» Front-end source files
+ + +

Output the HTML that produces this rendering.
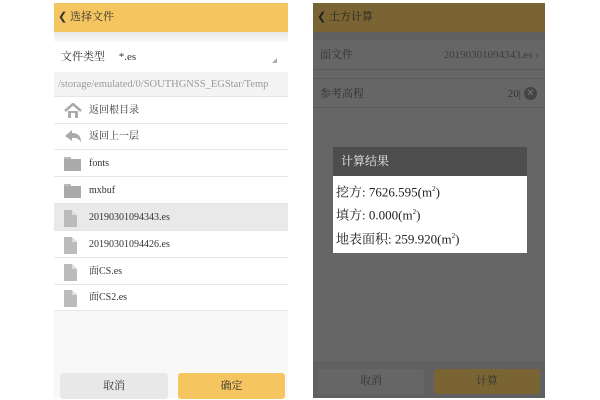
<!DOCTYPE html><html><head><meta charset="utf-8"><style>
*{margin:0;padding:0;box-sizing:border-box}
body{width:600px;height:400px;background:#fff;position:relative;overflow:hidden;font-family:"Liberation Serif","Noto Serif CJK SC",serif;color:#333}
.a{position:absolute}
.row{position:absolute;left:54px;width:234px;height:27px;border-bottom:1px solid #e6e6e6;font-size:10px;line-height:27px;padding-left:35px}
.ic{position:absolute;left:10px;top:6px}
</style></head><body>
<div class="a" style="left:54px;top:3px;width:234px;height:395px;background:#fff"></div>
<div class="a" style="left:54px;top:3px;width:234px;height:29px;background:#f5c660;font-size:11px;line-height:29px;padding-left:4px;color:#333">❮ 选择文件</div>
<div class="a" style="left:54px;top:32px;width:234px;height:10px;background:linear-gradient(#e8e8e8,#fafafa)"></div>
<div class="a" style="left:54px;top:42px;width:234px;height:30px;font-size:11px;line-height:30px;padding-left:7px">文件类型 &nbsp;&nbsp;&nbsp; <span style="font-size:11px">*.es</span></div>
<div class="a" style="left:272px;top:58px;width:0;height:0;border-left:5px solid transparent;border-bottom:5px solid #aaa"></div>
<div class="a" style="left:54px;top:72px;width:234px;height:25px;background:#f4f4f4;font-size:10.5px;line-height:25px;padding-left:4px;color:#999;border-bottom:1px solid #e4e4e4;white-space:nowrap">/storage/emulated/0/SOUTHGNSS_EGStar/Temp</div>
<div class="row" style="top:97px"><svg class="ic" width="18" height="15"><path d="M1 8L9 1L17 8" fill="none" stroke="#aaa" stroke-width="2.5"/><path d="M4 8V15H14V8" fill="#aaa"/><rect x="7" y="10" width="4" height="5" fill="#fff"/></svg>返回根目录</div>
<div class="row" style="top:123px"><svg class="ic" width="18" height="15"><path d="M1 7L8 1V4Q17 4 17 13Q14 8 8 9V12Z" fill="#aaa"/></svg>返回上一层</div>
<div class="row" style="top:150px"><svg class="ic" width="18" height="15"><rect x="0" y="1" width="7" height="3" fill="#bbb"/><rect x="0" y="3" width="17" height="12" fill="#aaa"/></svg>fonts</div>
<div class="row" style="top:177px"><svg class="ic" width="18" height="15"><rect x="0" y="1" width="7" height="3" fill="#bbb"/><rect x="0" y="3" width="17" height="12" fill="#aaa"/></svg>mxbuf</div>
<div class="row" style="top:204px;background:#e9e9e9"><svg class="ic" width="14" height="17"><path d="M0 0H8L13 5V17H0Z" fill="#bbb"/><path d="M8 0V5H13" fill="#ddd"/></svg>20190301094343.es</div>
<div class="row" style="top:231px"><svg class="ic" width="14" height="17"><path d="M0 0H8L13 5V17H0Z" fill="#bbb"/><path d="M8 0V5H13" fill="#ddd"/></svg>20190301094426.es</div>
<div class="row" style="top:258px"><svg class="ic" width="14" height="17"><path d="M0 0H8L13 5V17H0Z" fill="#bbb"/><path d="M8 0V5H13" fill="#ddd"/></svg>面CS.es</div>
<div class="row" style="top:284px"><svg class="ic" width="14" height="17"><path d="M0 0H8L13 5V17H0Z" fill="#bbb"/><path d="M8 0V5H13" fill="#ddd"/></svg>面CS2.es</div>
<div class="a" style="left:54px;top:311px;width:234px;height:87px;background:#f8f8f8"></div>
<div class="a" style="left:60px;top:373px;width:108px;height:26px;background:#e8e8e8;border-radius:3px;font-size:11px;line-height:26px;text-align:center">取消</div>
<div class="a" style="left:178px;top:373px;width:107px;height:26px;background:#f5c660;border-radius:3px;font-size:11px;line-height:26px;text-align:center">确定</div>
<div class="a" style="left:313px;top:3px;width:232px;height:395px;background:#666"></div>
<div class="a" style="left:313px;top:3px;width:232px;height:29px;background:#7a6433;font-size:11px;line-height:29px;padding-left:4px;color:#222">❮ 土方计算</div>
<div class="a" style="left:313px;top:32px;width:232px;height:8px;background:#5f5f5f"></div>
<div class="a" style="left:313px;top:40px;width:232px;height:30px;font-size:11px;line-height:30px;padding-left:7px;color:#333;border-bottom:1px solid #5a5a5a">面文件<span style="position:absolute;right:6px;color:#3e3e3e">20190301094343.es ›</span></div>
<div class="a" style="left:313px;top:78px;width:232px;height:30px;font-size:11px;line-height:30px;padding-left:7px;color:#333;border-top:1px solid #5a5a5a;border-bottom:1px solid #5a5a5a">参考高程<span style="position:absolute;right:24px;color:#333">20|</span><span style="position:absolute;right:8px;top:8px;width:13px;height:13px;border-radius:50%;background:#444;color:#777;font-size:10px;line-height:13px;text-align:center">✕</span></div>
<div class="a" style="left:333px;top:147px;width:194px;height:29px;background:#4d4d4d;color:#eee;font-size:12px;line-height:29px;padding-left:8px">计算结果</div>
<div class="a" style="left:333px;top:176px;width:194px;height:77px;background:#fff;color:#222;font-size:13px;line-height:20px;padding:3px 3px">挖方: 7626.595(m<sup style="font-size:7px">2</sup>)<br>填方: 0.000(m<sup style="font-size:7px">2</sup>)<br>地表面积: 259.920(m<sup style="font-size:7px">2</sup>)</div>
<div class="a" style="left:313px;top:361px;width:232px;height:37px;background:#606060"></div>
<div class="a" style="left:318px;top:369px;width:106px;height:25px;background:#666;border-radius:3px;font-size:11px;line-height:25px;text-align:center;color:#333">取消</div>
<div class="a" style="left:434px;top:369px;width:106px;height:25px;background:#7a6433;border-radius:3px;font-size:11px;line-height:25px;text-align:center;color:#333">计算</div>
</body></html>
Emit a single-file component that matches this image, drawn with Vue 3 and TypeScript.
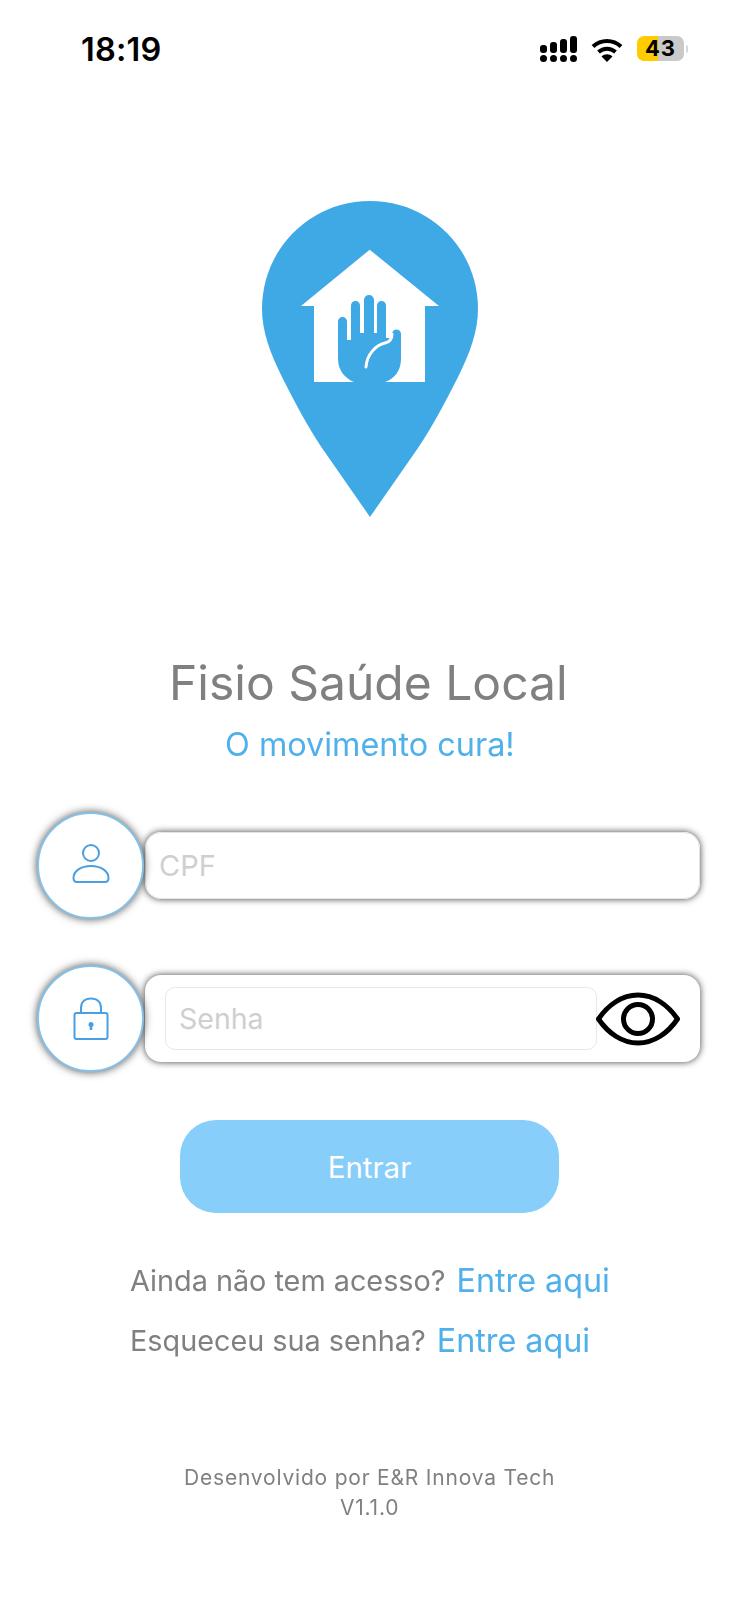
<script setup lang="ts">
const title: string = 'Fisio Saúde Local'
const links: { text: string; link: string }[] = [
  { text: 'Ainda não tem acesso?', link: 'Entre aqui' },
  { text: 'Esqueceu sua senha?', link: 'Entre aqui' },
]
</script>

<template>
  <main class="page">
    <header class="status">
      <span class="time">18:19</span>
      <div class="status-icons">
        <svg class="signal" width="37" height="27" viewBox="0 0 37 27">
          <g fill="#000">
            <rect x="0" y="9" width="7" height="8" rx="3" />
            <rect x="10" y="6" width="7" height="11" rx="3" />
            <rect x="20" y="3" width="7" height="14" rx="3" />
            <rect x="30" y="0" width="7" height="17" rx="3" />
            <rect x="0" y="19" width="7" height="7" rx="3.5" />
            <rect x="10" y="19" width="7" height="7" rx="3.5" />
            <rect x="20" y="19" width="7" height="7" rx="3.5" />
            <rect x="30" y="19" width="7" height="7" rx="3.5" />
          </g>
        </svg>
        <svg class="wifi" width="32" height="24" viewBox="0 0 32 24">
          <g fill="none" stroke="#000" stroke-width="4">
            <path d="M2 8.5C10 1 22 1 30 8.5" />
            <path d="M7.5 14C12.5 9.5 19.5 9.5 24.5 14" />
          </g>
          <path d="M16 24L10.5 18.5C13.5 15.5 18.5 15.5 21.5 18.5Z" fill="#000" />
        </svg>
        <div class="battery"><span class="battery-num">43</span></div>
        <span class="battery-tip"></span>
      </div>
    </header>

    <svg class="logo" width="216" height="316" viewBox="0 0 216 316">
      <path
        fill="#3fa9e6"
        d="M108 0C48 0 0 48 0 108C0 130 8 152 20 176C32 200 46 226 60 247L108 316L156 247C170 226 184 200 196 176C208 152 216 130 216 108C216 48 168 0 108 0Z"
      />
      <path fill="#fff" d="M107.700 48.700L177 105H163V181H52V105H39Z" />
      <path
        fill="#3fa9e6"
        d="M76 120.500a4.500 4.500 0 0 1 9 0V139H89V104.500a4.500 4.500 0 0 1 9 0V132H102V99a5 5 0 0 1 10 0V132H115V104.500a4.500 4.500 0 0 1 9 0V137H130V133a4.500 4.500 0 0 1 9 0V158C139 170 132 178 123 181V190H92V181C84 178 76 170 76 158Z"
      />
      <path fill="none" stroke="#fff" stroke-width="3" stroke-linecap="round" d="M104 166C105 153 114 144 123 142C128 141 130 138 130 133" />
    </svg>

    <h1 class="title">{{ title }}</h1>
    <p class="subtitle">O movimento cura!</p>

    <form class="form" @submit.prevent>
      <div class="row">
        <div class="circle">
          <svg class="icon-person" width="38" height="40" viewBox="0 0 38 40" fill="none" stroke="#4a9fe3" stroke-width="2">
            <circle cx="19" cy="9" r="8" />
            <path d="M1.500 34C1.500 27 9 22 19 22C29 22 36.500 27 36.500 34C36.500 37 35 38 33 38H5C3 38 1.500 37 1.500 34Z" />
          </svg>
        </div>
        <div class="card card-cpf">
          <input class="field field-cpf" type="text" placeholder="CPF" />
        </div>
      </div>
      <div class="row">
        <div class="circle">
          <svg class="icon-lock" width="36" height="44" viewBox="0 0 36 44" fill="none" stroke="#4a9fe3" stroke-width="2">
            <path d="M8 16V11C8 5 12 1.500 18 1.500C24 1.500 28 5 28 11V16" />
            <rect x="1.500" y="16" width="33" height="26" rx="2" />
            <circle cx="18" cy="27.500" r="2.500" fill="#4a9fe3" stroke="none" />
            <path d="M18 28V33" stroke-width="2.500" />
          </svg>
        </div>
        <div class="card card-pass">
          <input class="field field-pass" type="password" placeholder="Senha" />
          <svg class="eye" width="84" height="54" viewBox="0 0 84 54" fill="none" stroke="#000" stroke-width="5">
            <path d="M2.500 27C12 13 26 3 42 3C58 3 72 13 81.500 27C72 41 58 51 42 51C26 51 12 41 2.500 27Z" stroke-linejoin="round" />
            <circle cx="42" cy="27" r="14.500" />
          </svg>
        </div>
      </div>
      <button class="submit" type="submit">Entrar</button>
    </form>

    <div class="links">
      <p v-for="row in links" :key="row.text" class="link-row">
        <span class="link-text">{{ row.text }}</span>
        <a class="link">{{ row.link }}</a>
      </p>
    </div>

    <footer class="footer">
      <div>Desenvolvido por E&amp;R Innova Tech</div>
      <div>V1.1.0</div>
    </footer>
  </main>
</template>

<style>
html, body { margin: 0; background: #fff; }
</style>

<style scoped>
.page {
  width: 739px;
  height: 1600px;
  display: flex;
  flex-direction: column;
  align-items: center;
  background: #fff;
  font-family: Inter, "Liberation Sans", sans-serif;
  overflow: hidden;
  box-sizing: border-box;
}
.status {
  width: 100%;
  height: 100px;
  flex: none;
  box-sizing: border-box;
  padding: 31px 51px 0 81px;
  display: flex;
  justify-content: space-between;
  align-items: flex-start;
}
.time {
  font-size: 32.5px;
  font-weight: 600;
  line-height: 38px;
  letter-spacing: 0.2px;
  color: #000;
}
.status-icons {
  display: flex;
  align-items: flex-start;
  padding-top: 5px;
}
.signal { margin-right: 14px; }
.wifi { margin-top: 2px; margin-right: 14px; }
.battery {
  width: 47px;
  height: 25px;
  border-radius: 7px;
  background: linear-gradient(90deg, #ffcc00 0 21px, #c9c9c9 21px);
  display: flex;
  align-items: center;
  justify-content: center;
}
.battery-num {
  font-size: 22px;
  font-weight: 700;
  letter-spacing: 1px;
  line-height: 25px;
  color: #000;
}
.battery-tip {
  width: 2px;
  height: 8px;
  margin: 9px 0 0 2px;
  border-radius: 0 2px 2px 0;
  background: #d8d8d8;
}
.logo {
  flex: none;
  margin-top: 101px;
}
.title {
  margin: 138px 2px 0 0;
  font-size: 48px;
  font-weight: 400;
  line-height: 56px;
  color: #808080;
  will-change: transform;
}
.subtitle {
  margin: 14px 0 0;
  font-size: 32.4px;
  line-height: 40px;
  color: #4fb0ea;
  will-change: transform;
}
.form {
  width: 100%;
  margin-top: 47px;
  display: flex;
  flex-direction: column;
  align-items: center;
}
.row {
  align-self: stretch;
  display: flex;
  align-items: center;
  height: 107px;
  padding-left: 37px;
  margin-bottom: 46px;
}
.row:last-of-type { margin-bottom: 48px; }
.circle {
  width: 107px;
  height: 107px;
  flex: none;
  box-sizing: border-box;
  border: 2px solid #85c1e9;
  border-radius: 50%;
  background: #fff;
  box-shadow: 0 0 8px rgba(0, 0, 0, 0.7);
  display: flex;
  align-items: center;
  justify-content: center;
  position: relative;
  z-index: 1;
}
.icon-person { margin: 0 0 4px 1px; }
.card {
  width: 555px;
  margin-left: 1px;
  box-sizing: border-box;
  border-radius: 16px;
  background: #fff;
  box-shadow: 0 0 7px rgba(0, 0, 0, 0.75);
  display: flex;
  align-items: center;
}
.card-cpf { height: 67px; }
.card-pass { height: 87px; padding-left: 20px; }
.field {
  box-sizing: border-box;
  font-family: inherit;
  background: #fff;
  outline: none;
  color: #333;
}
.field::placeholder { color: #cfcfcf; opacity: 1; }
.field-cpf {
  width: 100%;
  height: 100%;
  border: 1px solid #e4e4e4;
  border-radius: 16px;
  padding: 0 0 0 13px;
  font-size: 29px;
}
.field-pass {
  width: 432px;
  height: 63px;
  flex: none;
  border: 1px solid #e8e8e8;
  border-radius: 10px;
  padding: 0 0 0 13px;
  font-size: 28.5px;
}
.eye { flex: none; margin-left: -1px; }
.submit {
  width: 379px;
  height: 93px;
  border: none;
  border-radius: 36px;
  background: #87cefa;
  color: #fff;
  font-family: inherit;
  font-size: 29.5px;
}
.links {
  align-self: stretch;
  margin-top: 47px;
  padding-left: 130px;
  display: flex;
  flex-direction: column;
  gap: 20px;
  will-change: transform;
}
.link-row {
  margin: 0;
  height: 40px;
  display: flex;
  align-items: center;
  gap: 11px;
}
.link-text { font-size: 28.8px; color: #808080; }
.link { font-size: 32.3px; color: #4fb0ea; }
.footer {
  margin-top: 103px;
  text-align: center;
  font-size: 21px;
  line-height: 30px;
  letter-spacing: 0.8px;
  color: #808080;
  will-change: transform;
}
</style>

+ + +

» Objective
Figure out how many lines of the data above include "this", then give the number and nothing more.

» Correct answer
2